Closed davidje13 closed 6 years ago
Possibly related: https://bugs.chromium.org/p/chromium/issues/detail?id=661810
Based on things like this, I personally am intending to switch over to scripts-autoexpire
. I don't even need to have the new chrome profile often, as I typically rotate among a small set of workstations.
I spoke with a few other people, and we're wondering if scripts-full
is long-term maintainable. I suggest maybe removing it for now so that the scripts-autoexpire
is more highlighted as super-solid and a worthwhile improvement over Tammer's original blog post
@cjcjameson emphasising stable features by default seems reasonable, but it would be nice to keep the other stable bits (automatically adding initials to the git author file, self-update) as well as the improved commandline flags.
How about if Chrome login becomes a non-default feature in full
? Right now you can disable it with -L
(skip login), but it would be easy to swap that around to be off by default, and require -kdle
(keys, duet, login, eject) to forcibly enable it.
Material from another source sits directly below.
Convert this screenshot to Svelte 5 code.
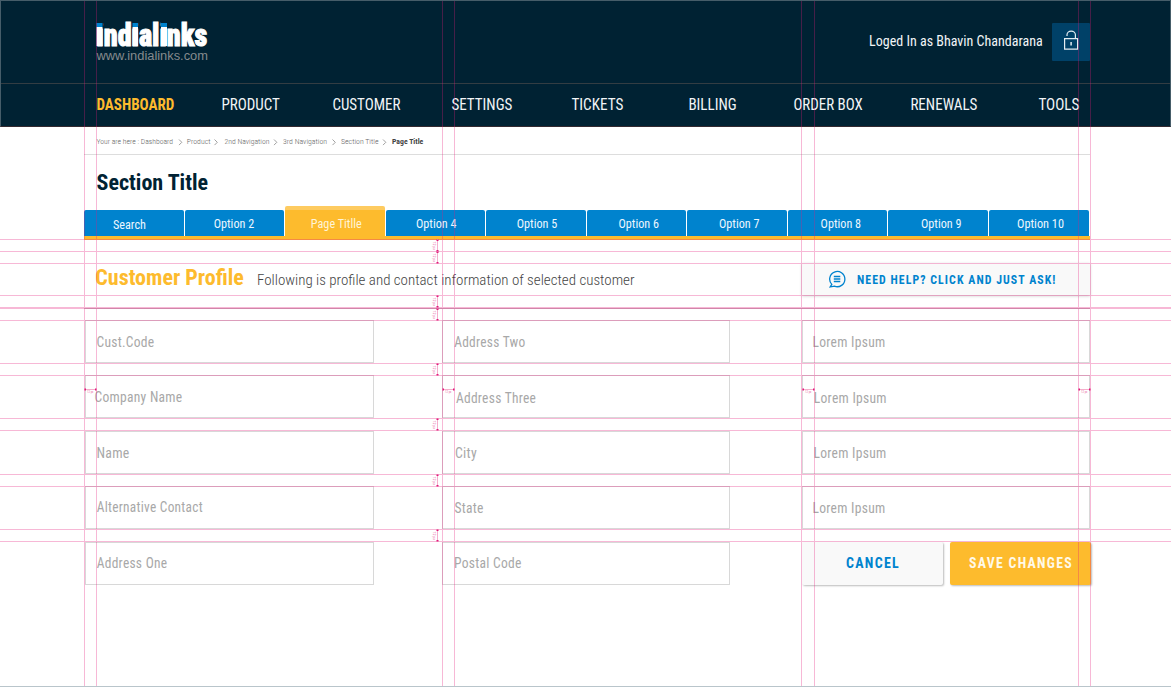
<script>
  const nav = [
    ['DASHBOARD', 78], ['PRODUCT', 58.5], ['CUSTOMER', 68], ['SETTINGS', 61], ['TICKETS', 52],
    ['BILLING', 48.3], ['ORDER BOX', 69.3], ['RENEWALS', 67], ['TOOLS', 41]
  ];
  const crumbs = [
    ['Your are here : Dashboard', 0.5, 76.5], ['Product', 90.8, 23.7], ['2nd Navigation', 128.5, 45],
    ['3rd Navigation', 187, 44], ['Section Title', 245, 37.5], ['Page Title', 296, 31.3]
  ];
  const chevrons = [83, 118.5, 178, 236.5, 287];
  const tabs = [
    ['Search', 29, 33], ['Option 2', 28.7, 40.5], ['Page Titlle', 25.8, 51], ['Option 4', 30, 40.5],
    ['Option 5', 30.8, 40.5], ['Option 6', 31.5, 40.5], ['Option 7', 32, 40.5], ['Option 8', 32.6, 40.5],
    ['Option 9', 33, 40.5], ['Option 10', 28, 47]
  ];
  const columns = [
    [['Cust.Code', 10.5, 58, 25.8], ['Company Name', 8.5, 88, 25.7], ['Name', 10.4, 33.2, 26], ['Alternative Contact', 10.7, 106.2, 25.2], ['Address One', 10.7, 70.7, 24.7]],
    [['Address Two', 11.2, 71.4, 25.8], ['Address Three', 12.9, 80.3, 27], ['City', 12, 22, 26], ['State', 11.4, 29.3, 26], ['Postal Code', 11, 67.7, 24.7]],
    [['Lorem Ipsum', 9.5, 73, 25.8], ['Lorem Ipsum', 10.8, 73, 27], ['Lorem Ipsum', 10.5, 73, 26], ['Lorem Ipsum', 9.5, 73, 26]]
  ];
  const vGuides = [84, 96, 442, 454, 801, 814, 1078, 1090];
  const hGuides = [239, 251, 263, 295, 307, 308, 320, 363, 375, 418, 430, 474, 486, 529, 541];
  const vMarks = [[239, 251], [251, 263], [295, 307], [308, 320], [363, 375], [418, 430], [474, 486], [529, 541]];
  const hMarks = [[84, 96], [442, 454], [802, 814], [1078, 1090]];
</script>

{#snippet label(text, x, y, w, size, height)}
  <svg class="label" width={x + w} {height}>
    <text {x} {y} textLength={w} lengthAdjust="spacingAndGlyphs" font-size={size}>{text}</text>
  </svg>
{/snippet}

<div class="page">
  <header>
    <div class="top">
      <div class="brand">
        <svg width="114" height="44">
          <text class="logo" x="0.300" y="25.500" textLength="111" lengthAdjust="spacingAndGlyphs" font-size="30.500">indialinks</text>
          <path d="M0 0h7v7H0zM36 0h6.500v7H36zM64.500 0h7v7h-7z" fill="#002233" />
          <path d="M.5 7h6v19h-6zM36.500 7h5.500v19h-5.500zM65 7h6v19h-6z" fill="#fff" />
          <path d="M.5 3h6v4h-6zM36.500 3h5.500v4h-5.500zM65 3h6v4h-6z" fill="#0083ce" />
          <text class="site" x="0.500" y="40" textLength="111.500" lengthAdjust="spacingAndGlyphs" font-size="12">www.indialinks.com</text>
        </svg>
      </div>
      <div class="user">{@render label('Loged In as Bhavin Chandarana', 0, 26, 173.8, 14.300, 42)}</div>
      <button class="lock" aria-label="Log out">
        <svg width="38" height="38" fill="none" stroke="#e4edf2" stroke-width="1.200">
          <path d="M12.600 15.600h13v10.500h-13zM15 13v-1.200a4.200 3.700 0 0 1 8.400 0v3.800" />
          <path d="M19.100 19v3.500" stroke-width="1.500" />
        </svg>
      </button>
    </div>
    <nav>
      {#each nav as [text, w], i}
        <a class:active={i === 0}>{@render label(text, 0.4, 25.6, w, 15.600, 42)}</a>
      {/each}
    </nav>
  </header>

  <main>
    <div class="crumbs">
      <svg width="700" height="27">
        {#each crumbs as [text, x, w], i}
          <text {x} y="17" textLength={w} lengthAdjust="spacingAndGlyphs" font-size="7.300" class:current={i === 5}>{text}</text>
        {/each}
        {#each chevrons as x}
          <path d="M{x} 12.500l2.800 2.800-2.800 2.800" fill="none" stroke="#888" stroke-width=".8" />
        {/each}
      </svg>
    </div>
    <h1>{@render label('Section Title', 12.5, 35, 111.500, 22.500, 51)}</h1>
    <div class="tabs">
      {#each tabs as [text, x, w], i}
        <div class="tab" class:active={i === 2}>{@render label(text, x, i ? 18 : 19, w, 12.300, 26)}</div>
      {/each}
    </div>

    <section class="intro">
      <h2>{@render label('Customer Profile', 0.3, 22, 148.500, 22.500, 32)}</h2>
      <div class="desc">{@render label('Following is profile and contact information of selected customer', 0, 22, 377.5, 15.300, 32)}</div>
      <button class="help">
        <svg class="chat" width="18" height="18" fill="none" stroke="#0083ce" stroke-width="1.300">
          <path d="M3.800 14.400A7.600 7.600 0 1 1 6.500 16.200L2.200 16.800z" />
          <path d="M5.800 6.500h6.500M5.800 9h6.500M5.800 11.500h6.500" />
        </svg>
        {@render label('NEED HELP? CLICK AND JUST ASK!', 0, 20.8, 199.5, 12.300, 32)}
      </button>
    </section>

    <form>
      {#each columns as fields, c}
        <div class="column">
          {#each fields as [text, x, w, y]}
            <div class="field">{@render label(text, x, y, w, 14.500, 41)}</div>
          {/each}
          {#if c === 2}
            <div class="actions">
              <button type="button" class="cancel">{@render label('CANCEL', 1, 26.2, 54, 14, 43)}</button>
              <button type="button" class="save">{@render label('SAVE CHANGES', 0, 26.2, 104, 14, 43)}</button>
            </div>
          {/if}
        </div>
      {/each}
    </form>
  </main>

  <svg class="guides" width="1171" height="687">
    <g class="lines">
      {#each vGuides as x}<rect {x} y="1" width="1" height="686" />{/each}
      {#each hGuides as y}<rect x="0" {y} width="1171" height="1" />{/each}
    </g>
    {#each vMarks as [a, b]}
      <path d="M437.500 {a}V{b}" stroke="#f5aecb" />
      <path d="M436.500 {a + .5}h2v1.500h-2zM436.500 {b - 1}h2v1.500h-2z" fill="#e0187a" />
      <text transform="translate(433.300 {a + 2.5}) rotate(90)" font-size="4">12 px</text>
    {/each}
    {#each hMarks as [a, b]}
      <path d="M{a} 389.500H{b}" stroke="#f5aecb" />
      <path d="M{a + .5} 388.500h1.500v2h-1.500zM{b - 1} 388.500h1.500v2h-1.500z" fill="#e0187a" />
      <text x={a + 3} y="393.300" font-size="3">12 px</text>
    {/each}
  </svg>
</div>

<style>
  :global(body) { background: #fff; }
  .page { position: relative; width: 1171px; height: 687px; box-sizing: border-box; overflow: hidden; border-bottom: 1px solid #b9c5cb; font-family: 'Roboto Condensed', Roboto, sans-serif; font-stretch: 75%; }
  button { border: 0; padding: 0; font: inherit; font-stretch: inherit; }
  h1, h2 { margin: 0; }
  .label, .brand svg { display: block; overflow: visible; }
  .label { fill: currentColor; }
  header { height: 127px; box-sizing: border-box; background: #002233; color: #f2f5f7; border: 1px solid #465d69; border-bottom-color: #33292f; }
  .top { height: 82px; display: flex; align-items: flex-start; padding: 0 80px 0 95px; border-bottom: 1px solid #333d43; }
  .brand { padding-top: 19px; flex: 1; }
  .logo { font-weight: 900; fill: #fff; stroke: #fff; stroke-width: 1; }
  .site { font-family: 'Liberation Sans', sans-serif; fill: #858b8e; font-stretch: normal; }
  .user { margin: 19px 9px 0 0; }
  .lock { width: 38px; height: 38px; margin-top: 22px; background: #004168; border-radius: 1px; }
  nav { width: 1039px; margin-left: 76.500px; display: grid; grid-template-columns: repeat(9, 1fr); justify-items: center; }
  nav .active { color: #fdbb2d; font-weight: 700; }
  main { width: 1006px; margin-left: 84px; }
  .crumbs { height: 27px; padding-left: 12px; border-bottom: 1px solid #ddd; fill: #666; font-weight: 300; }
  .current { font-weight: 700; fill: #444; }
  h1 { color: #002233; height: 51px; }
  .tabs { display: grid; grid-template-columns: repeat(10, 1fr); width: 1005.500px; height: 34px; box-sizing: border-box; align-items: end; border-bottom: 4px solid #fdbb2d; }
  .tab { height: 26px; background: #0083ce; color: #edf7ff; border-radius: 2px 2px 0 0; margin-right: 1px; }
  .tab.active { height: 30px; box-sizing: border-box; background: #fdbb2d; border-top: 4px solid #fecb60; color: #fff4d8; }
  .intro { display: flex; height: 45px; padding-top: 23px; border-bottom: 1px solid #c9b6c0; }
  h2 { margin-left: 11px; color: #fdbb2d; }
  .desc { margin-left: 13px; color: #444; font-weight: 300; flex: 1; }
  .help { width: 288.500px; height: 32px; box-sizing: border-box; display: flex; align-items: center; gap: 11px; padding-left: 26px; background: #f9f9f9; box-shadow: 0 1px 3px #0003; color: #0083ce; font-weight: 700; letter-spacing: 1.100px; }
  form { display: grid; grid-template-columns: 357px 360px 288px; padding: 11px 0 0 1px; }
  .column { width: 288.500px; display: flex; flex-direction: column; gap: 12.400px; }
  .column + .column { width: 288px; }
  .field { height: 43px; box-sizing: border-box; border: 1px solid #d8d8d8; color: #a8a8a8; font-weight: 400; letter-spacing: .3px; }
  .actions { display: flex; gap: 7px; height: 43px; }
  .actions button { width: 141px; display: flex; justify-content: center; border-radius: 2px; box-shadow: 1px 1px 2px #0004; font-weight: 700; flex: none; letter-spacing: 1.300px; }
  .cancel { background: #f9f9f9; color: #0083ce; }
  .save { background: #fdbb2d; color: #fff9e8; }
  .guides { position: absolute; left: 0; top: 0; pointer-events: none; }
  .lines { fill: #e6197a; opacity: .3; }
  .guides text { fill: #ea6ba5; }
</style>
Personally I still use full
along with browser login, because despite this annoyance it still saves me time. I agree that it's probably going to have long-term maintenance issues (Google creating a for-sale, for-business version of Chrome certainly doesn't bode well for them offering better profile sharing capability in the basic version), and they've stated that automator integration is deprecated, but if I get ample amounts of beach time again I'll be putting some effort into fixing up the flow as best I can (it could always be solved by simply typing the password via a virtual keyboard, like it does with the username, but that's super-risky!)
Oh, my bad! I thought that all the other stable bits you mention (git-author, self-update, etc.) were all baked in scripts-autoexpire
. Hm. Maybe OK for now -- I'm like you at the moment, I use full and always skip through the Chrome part.
I've updated the scripts (and readme) to have Chrome login default off instead of default on. Seems like a good model to follow for any future features that might be added; off until guaranteed stable.
This has been fixed in Chrome 61. Not sure if it's a feature they're supporting though, so it may break again in the future.
(also it doesn't automatically press the sign-in button now, but that's probably an easy fix)
The secure method used to enter the password does not work in the latest version of Chrome. Looks like it blocks typing into the developer console, or perhaps has changed the focus ordering.